The film situates the facts of Wagstaff's life, including his expansive photography collection he sold for a princely sum in 1984 to the Getty that ensures his place in art history, no doubt, but doesn't much capture the passion of his aesthetic, in the way that a visual documentary can do. The director says that one must garner "Sam" from the photos he collected, but there are precious few glimpses in the film from which inferences are given or suggested. Rather, the director relies on dialogues with those familiar with Sam's work, mostly, and with longtime friend and life witness Patti Smith, that proved to be a view from a somewhat stiff and inadequate perch, I thought.
Herald Tribune captures much of the look-feel of the film, if you are interested.

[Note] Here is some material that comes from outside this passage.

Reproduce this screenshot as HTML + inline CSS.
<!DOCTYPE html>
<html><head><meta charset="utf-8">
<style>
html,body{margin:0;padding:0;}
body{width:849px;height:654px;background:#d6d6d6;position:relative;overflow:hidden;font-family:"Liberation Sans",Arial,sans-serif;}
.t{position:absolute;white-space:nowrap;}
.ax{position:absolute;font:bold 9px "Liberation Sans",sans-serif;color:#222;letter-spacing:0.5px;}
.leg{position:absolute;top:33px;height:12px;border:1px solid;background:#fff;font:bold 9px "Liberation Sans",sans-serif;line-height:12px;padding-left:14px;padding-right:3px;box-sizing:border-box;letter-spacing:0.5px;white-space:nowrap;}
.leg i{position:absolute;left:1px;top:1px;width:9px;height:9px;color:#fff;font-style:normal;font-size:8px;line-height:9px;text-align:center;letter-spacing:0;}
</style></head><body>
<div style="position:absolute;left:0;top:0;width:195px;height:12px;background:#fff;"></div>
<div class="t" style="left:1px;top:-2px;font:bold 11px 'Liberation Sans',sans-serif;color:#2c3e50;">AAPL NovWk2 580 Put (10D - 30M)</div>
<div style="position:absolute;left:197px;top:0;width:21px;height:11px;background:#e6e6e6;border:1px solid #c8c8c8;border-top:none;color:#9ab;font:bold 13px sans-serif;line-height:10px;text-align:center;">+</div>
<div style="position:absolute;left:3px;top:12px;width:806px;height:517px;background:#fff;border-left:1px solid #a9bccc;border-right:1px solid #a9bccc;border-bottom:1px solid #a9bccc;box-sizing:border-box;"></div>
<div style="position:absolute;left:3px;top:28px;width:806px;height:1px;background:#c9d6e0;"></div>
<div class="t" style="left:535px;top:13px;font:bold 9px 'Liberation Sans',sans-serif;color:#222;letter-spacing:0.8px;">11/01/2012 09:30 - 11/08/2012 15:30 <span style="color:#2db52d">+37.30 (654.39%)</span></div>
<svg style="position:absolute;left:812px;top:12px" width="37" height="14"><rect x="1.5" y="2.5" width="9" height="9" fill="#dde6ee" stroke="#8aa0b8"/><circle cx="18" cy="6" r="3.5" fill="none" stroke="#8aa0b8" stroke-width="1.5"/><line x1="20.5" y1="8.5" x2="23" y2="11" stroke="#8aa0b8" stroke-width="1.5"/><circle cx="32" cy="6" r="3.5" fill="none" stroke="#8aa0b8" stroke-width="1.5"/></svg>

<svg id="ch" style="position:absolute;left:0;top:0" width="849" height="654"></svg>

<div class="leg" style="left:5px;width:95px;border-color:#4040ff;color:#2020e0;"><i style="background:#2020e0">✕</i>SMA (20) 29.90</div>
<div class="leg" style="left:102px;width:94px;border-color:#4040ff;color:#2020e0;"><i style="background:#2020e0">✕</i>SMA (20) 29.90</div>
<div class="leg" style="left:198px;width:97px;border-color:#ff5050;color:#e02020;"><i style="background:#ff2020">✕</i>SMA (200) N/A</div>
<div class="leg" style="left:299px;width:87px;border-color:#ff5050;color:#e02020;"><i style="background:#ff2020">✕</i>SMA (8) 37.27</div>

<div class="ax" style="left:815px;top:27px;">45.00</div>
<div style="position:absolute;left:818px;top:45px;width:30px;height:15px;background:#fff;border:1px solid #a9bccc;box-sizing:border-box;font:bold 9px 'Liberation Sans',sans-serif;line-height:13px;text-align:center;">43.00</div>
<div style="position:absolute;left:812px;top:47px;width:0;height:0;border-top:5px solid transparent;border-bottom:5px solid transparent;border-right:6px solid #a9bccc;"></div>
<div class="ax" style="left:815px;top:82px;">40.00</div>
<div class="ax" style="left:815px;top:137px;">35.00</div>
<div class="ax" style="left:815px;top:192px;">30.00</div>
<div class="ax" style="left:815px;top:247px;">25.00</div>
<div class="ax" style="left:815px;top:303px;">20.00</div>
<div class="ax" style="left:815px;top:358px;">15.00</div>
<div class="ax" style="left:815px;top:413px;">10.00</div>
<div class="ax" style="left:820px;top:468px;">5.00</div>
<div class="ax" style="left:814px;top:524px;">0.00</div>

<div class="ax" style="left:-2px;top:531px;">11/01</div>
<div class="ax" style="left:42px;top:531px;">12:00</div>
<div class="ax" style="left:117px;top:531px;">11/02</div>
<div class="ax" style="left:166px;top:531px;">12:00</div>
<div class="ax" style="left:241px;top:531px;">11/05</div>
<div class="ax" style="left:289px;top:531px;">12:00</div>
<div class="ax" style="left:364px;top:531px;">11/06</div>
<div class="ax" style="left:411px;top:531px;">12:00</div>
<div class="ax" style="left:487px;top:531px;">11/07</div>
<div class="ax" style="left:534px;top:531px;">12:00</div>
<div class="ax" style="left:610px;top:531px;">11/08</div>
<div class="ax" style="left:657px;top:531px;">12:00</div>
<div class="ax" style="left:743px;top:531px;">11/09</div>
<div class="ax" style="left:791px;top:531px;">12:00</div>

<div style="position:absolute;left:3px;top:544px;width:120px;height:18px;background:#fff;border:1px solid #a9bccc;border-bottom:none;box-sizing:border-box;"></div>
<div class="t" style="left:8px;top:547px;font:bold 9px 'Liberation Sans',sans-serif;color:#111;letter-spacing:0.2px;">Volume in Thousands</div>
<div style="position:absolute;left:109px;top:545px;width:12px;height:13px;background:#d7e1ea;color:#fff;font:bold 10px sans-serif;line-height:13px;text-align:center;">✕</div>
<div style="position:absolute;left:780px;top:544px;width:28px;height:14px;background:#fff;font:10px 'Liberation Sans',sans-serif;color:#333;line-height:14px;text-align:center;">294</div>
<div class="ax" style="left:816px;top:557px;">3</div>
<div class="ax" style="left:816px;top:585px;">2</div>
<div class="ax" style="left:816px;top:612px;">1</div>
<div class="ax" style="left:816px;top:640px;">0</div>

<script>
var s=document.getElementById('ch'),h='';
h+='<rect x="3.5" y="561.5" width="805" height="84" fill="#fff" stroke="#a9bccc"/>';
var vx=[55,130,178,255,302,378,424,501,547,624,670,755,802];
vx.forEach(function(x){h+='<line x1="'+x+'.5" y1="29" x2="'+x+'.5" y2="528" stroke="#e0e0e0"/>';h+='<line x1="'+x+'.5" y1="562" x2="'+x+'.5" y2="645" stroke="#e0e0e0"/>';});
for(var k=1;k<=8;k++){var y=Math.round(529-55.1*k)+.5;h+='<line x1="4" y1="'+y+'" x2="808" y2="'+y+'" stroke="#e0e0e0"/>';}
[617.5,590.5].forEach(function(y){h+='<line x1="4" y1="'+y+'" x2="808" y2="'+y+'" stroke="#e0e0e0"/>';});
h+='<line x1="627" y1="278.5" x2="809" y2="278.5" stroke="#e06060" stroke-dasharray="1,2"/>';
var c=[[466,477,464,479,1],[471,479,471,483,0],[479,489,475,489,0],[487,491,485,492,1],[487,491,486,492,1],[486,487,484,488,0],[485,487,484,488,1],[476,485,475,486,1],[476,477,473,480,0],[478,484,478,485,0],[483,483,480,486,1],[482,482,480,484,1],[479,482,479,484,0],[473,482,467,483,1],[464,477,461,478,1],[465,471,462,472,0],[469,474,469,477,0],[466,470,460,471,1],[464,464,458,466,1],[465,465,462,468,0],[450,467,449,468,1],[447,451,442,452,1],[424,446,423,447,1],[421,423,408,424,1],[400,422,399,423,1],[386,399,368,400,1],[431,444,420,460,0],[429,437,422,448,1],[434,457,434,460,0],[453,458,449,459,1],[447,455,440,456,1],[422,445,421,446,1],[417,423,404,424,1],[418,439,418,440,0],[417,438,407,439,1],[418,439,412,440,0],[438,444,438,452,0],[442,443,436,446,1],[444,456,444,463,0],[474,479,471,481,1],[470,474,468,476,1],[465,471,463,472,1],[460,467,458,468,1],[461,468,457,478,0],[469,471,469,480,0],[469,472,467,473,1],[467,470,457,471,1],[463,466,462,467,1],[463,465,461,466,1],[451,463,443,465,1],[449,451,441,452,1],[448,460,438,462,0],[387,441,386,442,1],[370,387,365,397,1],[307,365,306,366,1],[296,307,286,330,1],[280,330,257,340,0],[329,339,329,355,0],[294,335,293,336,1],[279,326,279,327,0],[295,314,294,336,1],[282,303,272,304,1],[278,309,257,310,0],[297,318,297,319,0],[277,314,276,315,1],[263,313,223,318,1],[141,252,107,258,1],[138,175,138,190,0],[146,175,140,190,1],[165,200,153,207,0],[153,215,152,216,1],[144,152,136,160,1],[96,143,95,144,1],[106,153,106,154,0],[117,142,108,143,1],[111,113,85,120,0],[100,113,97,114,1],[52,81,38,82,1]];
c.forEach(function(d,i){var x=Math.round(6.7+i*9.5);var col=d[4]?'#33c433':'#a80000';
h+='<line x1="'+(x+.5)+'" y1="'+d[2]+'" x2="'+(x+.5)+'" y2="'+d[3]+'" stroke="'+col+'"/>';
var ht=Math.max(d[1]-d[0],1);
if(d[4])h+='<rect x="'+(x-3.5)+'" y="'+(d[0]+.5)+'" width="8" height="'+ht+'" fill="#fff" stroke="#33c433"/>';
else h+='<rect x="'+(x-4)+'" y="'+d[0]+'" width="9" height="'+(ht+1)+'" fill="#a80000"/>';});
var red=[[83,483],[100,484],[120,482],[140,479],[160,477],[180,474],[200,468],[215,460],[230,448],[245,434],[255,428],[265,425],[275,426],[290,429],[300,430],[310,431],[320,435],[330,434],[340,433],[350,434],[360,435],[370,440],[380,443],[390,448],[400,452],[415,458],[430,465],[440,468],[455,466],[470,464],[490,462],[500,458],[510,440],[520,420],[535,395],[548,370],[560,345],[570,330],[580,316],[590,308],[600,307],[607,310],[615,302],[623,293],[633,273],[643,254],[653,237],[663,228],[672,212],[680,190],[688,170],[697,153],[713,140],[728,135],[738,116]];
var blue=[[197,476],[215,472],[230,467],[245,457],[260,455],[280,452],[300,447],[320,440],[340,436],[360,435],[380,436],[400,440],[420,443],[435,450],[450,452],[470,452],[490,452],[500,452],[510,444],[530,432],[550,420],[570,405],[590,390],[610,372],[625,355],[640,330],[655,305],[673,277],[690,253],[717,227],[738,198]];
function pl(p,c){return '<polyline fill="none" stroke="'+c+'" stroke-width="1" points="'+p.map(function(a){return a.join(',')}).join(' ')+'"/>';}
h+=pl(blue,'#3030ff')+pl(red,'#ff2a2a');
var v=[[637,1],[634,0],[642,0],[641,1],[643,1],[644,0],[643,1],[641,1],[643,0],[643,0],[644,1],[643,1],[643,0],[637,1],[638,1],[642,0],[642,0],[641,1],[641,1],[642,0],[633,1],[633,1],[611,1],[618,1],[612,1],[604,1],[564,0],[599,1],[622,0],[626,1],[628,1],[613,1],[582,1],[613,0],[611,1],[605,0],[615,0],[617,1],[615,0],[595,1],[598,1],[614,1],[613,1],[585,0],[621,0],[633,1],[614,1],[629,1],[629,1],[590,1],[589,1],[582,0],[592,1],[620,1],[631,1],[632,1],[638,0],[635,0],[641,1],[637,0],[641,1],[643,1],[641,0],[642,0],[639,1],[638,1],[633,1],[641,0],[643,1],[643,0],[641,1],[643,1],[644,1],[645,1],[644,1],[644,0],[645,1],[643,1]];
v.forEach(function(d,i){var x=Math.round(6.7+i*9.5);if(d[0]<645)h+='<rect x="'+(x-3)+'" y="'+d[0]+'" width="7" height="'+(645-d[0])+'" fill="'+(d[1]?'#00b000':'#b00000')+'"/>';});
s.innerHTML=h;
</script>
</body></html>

The director insists, in questions with the audience afterward, that he did not intend for his film to bring Sam out from under the shadow that has become "Mapplethorpe"; but there is no denying that is what the film does, in some ways. "Mapplethorpe" is one of those amazing social constructs that will probably forever shape the general conscience regarding the admissibility of art, one artist, and a certain aesthetic. Beyond the popular social narrative, Wagstaff-Mapplethorpe shine as an example of one of those rare, candle-to-flame relationships that unlocked the potential of two men, in both the intense sexuality of their Scorpio-to-Scorpio sadomasochism (they shared the same birth date) and its extension into the pointedly sharp, creative aspects of their life's work.